In the 1970s, movements such as structuralist film lost ground and were replaced by films with a critical subtext. Together with Willum Thijssen and Paul de Mol, Peter Rubin founded Holland Experimental Film (HEF) the principal goal of which was to screen Dutch experimental films abroad.

==1980s==
This decade is known as the golden age of video art. The latter's breakthrough in the Netherlands was the ‘Sonsbeek buiten de perken’ festival in Arnhem in 1972. From 1985 to 1995, the AVÉ festival was organised in Arnhem, which later morphed into the Hard Kijken festival. The World Wide Videofestival took place for the first time in 1982. Two years later the exhibition The Illuminous Light was organised at the Stedelijk Museum in Amsterdam. And the Impakt Festival was founded in 1988.
In their work, conceptual artists such as Dibbets, Van Elk, Boezem, Struycken and the Columbian Raoul Marroquin who resided in the Netherlands, experimented with video. Other important filmmakers from the 1980s were Frank Scheffer, Noud Heerkens, Gerard Holthuis, Ruud Monster, Frederieke Jochems and Andras Hamelberg, Pieter Moleveld and Barbara Meter, who started working again after a 10-year break. The Kunstkanaal – a weekly video art show on cable TV in Amsterdam, Rotterdam and The Hague, was founded in 1987.

==1990s==
Screening opportunities arose for a new generation of filmmakers thanks to the founding of Cinema De Balie in 1996, the professionalisation of the Nederlands Instituut voor Mediakunst and the Mind The Gap evenings at De Unie in Rotterdam. During the 1990s new initiatives, such as Studio Eén in Arnhem (later De Werkplaats in Rotterdam), the Filmstad foundation in The Hague and Lazy Marie in Utrecht, primarily focused on the production of 8 mm or 16 mm, low-budget films. During the 1990s, filmmakers such as Joost Rekveld, Aryan Kaganof, Jeroen Eisinga, Karel Doing, Jop Horst, Francien van Everdingen, Lonnie van Brummelen, Jan Willem van Dam and Martha Colburn garnered attention. The decade also saw a resurgence of experimental animation and abstract film. Joost Rekveld had the following to say about his light films that are all made without a camera and are all named after prime numbers:
“To me, maths is not a cult of numbers and abstractions. It is very concrete.”

==2000 to the present==
In the preceding years, experimental film seemed to be overshadowed by video art, but during the early years of the 21st century, it once again attracted attention, particularly from artists. (source: mm2) De Filmbank, which inventories, presents and distributes contemporary Dutch experimental film in all sorts of ways (through rental, entries to Dutch and foreign film festivals, publications and DVDs), was founded in 2001 by Karel Doing, Anna Abrahams, Peter Van Hoof and others.
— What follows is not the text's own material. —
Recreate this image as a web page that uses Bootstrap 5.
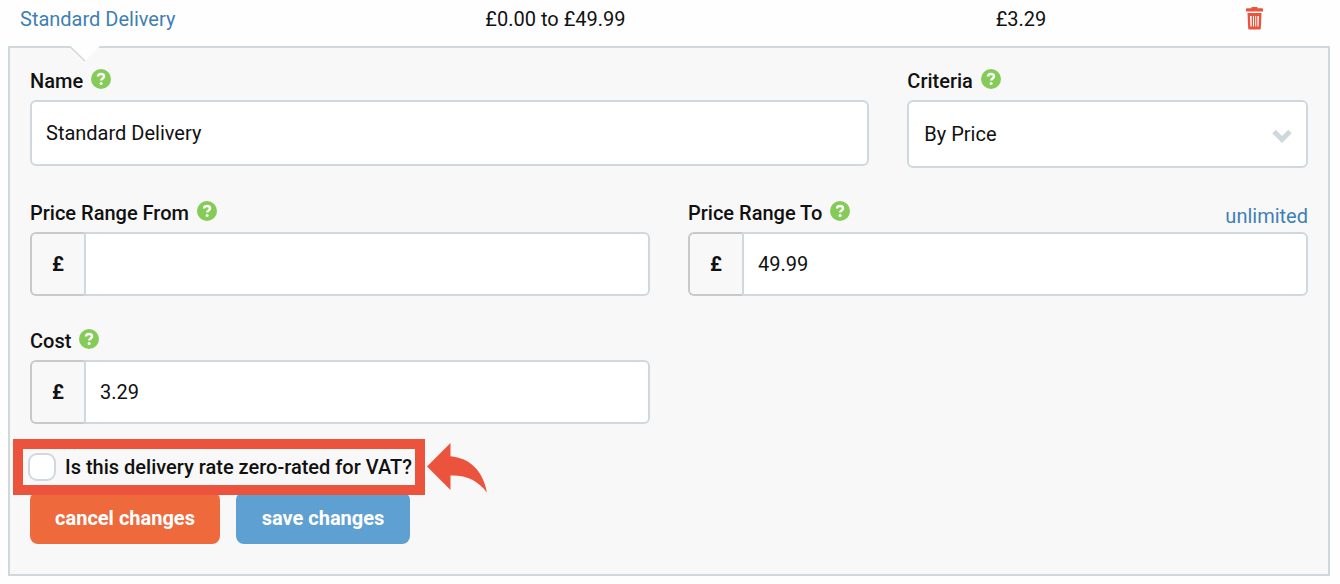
<!DOCTYPE html>
<html lang="en">
<head>
<meta charset="utf-8">
<meta name="viewport" content="width=device-width, initial-scale=1">
<title>Delivery rates</title>
<link href="https://cdn.jsdelivr.net/npm/bootstrap@5.3.0/dist/css/bootstrap.min.css" rel="stylesheet">
<style>
  :root { --line: #cfd9dd; --panel: #f8f8f8; --accent: #ec533c; --ink: #111; --sky: #3e80b4; }
  body { font-family: Roboto, "Liberation Sans", sans-serif; font-size: 20px; line-height: 24px; color: var(--ink); background: #fefefe; }
  a { color: var(--sky); text-decoration: none; }
  .rates-page { padding: 0 10px 8px 8px; }
  .rates-table { table-layout: fixed; color: var(--ink); --bs-table-bg: transparent; }
  .rates-table td { padding: 7px 12px 15px; border: 0; height: 46px; color: var(--ink); }
  .col-rate { width: 35.2%; } .col-range { width: 38.6%; } .col-cost { width: 18.9%; }
  .btn-trash { border: 0; padding: 0; background: none; display: block; }
  .edit-panel { background: var(--panel); border: 2px solid var(--line); padding: 21px 20px 30px; }
  .panel-notch { position: absolute; left: 60px; top: -2px; }
  .fields { --bs-gutter-x: 38px; row-gap: 33px; }
  .field-head { height: 25px; margin-bottom: 6px; gap: 8px; }
  .field-head label { font-weight: 500; }
  .field-head a { padding-top: 3px; }
  .help { border: 0; padding: 0; background: none; display: block; height: 20px; }
  .help svg { display: block; }
  .field-box { border: 2px solid var(--line); border-radius: 6px; background-color: #fff; font-size: 20px; line-height: 24px; color: var(--ink); padding: 0 14px; height: 64px; }
  .field-box.name-box { height: 66px; }
  .field-box.pick-box { height: 68px; padding: 0 15px; background-size: 20px 14px; background-position: right 14px top 27px;
    background-image: url("data:image/svg+xml,%3Csvg xmlns='http://www.w3.org/2000/svg' viewBox='0 0 20 14'%3E%3Cpath d='M2 2.5l8 8 8-8' fill='none' stroke='%23cfd9dd' stroke-width='5'/%3E%3C/svg%3E"); }
  .unit { width: 54px; justify-content: center; background: var(--panel); border: 2px solid #c9c9c9; border-right: 0; border-radius: 6px; font-size: 20px; font-weight: 700; color: var(--ink); padding: 0; }
  .input-group > .field-box { margin-left: 0 !important; padding: 0 14px; }
  .vat-row { margin: 15px 0 0 -17px; position: relative; z-index: 1; gap: 2px; }
  .vat-box { border: 10px solid var(--accent); width: 412px; height: 56px; padding: 0 5px; gap: 9px; }
  .vat-box label { font-weight: 500; white-space: nowrap; }
  .vat-box .form-check-input { width: 28px; height: 28px; margin: 0; border: 2px solid var(--line); border-radius: 9px; background-color: #fff; flex: none; }
  .actions { margin-top: -3px; gap: 16px; }
  .actions .btn { border: 0; border-radius: 8px; height: 52px; padding: 0; color: #fff; font-size: 20px; font-weight: 700; }
  .btn-cancel, .btn-cancel:hover { background: #ee6a3c; width: 190px; }
  .btn-save, .btn-save:hover { background: #5fa0d3; width: 174px; }
</style>
</head>
<body>
<svg width="0" height="0" class="d-none" aria-hidden="true">
  <symbol id="help-mark" viewBox="0 0 20 20">
    <circle cx="10" cy="10" r="10" fill="#84cb58"/>
    <path d="M7 7.600C7 5.800 8.300 5 10 5s3 .9 3 2.400c0 2-2.800 2-2.800 4.100" fill="none" stroke="#fff" stroke-width="2.500"/>
    <circle cx="10.100" cy="14.500" r="1.500" fill="#fff"/>
  </symbol>
</svg>
<main class="rates-page">
  <table class="table rates-table mb-0">
    <colgroup><col class="col-rate"><col class="col-range"><col class="col-cost"><col></colgroup>
    <tbody>
      <tr>
        <td><a href="#rate">Standard Delivery</a></td>
        <td>£0.00 to £49.99</td>
        <td>£3.29</td>
        <td>
          <button type="button" class="btn-trash" aria-label="Delete rate">
            <svg class="d-block" width="18" height="24" viewBox="0 0 18 24" fill="#ec533c" aria-hidden="true">
              <path d="M6.500 0h6v1.200H17a1 1 0 0 1 1 1V4.500H1V2.200a1 1 0 0 1 1-1h4.500z"/>
              <path fill-rule="evenodd" d="M2.500 6h14l-.7 15.500a1 1 0 0 1-1 1H4.200a1 1 0 0 1-1-1zM5 9l.4 10.500h1.300V9zm3 0v10.500h1V9zm2.200 0v10.500h1V9zM12.400 9v10.500h1.200L14 9z"/>
            </svg>
          </button>
        </td>
      </tr>
    </tbody>
  </table>

  <form class="edit-panel position-relative" id="rate">
    <svg class="panel-notch" width="32" height="16" viewBox="0 0 32 16" aria-hidden="true">
      <path d="M0 0h30L15 15z" fill="#fefefe"/>
      <path d="M0 .5L15 15" fill="none" stroke="#cfd9dd" stroke-width="1.500"/>
    </svg>
    <div class="row fields">
      <div class="col-8">
        <div class="field-head d-flex align-items-start">
          <label for="rate-name">Name</label>
          <button type="button" class="help" aria-label="Help on name"><svg width="20" height="20"><use href="#help-mark"/></svg></button>
        </div>
        <input type="text" id="rate-name" class="form-control field-box name-box" value="Standard Delivery">
      </div>
      <div class="col-4">
        <div class="field-head d-flex align-items-start">
          <label for="rate-criteria">Criteria</label>
          <button type="button" class="help" aria-label="Help on criteria"><svg width="20" height="20"><use href="#help-mark"/></svg></button>
        </div>
        <select id="rate-criteria" class="form-select field-box pick-box"><option>By Price</option><option>By Weight</option></select>
      </div>
      <div class="col-6">
        <div class="field-head d-flex align-items-start">
          <label for="range-from">Price Range From</label>
          <button type="button" class="help" aria-label="Help on price range from"><svg width="20" height="20"><use href="#help-mark"/></svg></button>
        </div>
        <div class="input-group">
          <span class="input-group-text unit">£</span>
          <input type="text" id="range-from" class="form-control field-box">
        </div>
      </div>
      <div class="col-6">
        <div class="field-head d-flex align-items-start">
          <label for="range-to">Price Range To</label>
          <button type="button" class="help" aria-label="Help on price range to"><svg width="20" height="20"><use href="#help-mark"/></svg></button>
          <a href="#range-to" class="ms-auto">unlimited</a>
        </div>
        <div class="input-group">
          <span class="input-group-text unit">£</span>
          <input type="text" id="range-to" class="form-control field-box" value="49.99">
        </div>
      </div>
      <div class="col-6">
        <div class="field-head d-flex align-items-start">
          <label for="rate-cost">Cost</label>
          <button type="button" class="help" aria-label="Help on cost"><svg width="20" height="20"><use href="#help-mark"/></svg></button>
        </div>
        <div class="input-group">
          <span class="input-group-text unit">£</span>
          <input type="text" id="rate-cost" class="form-control field-box" value="3.29">
        </div>
      </div>
    </div>
    <div class="vat-row d-flex">
      <div class="vat-box d-flex align-items-center">
        <input type="checkbox" class="form-check-input" id="zero-vat">
        <label for="zero-vat">Is this delivery rate zero-rated for VAT?</label>
      </div>
      <svg width="62" height="56" viewBox="0 0 62 56" aria-hidden="true">
        <path d="M0 27.500L23.500 4v13.300C43 19 56 32 60 53.500 51 42 40 36 23.500 36.500V51z" fill="#ec533c"/>
      </svg>
    </div>
    <div class="actions d-flex">
      <button type="button" class="btn btn-cancel">cancel changes</button>
      <button type="submit" class="btn btn-save">save changes</button>
    </div>
  </form>
</main>
<script src="https://cdn.jsdelivr.net/npm/bootstrap@5.3.0/dist/js/bootstrap.bundle.min.js"></script>
</body>
</html>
The Filmmuseum conserves experimental films in the framework of the 'Collectie Nederland van de Experimentele Film' project, this was followed by a Filmbank tour which included films by Barbara Meter, Henri Plaat and Frans Zwartjes. Plaat refers to his films as 'incantations', Meter refers to a
“proposal to experience time and space differently”
 and Zwartjes says:
“The only useful answer to the crap around you is art.”

Rotterdam gained another screening venue with the Worm, while the Rotterdamse Filmwerkplaats organises workshops for filmmakers. The Filmmuseum also conserved another selection of the Dutch experimental heritage and this was screened at the festival Filmmuseum Experimenteel in 2008.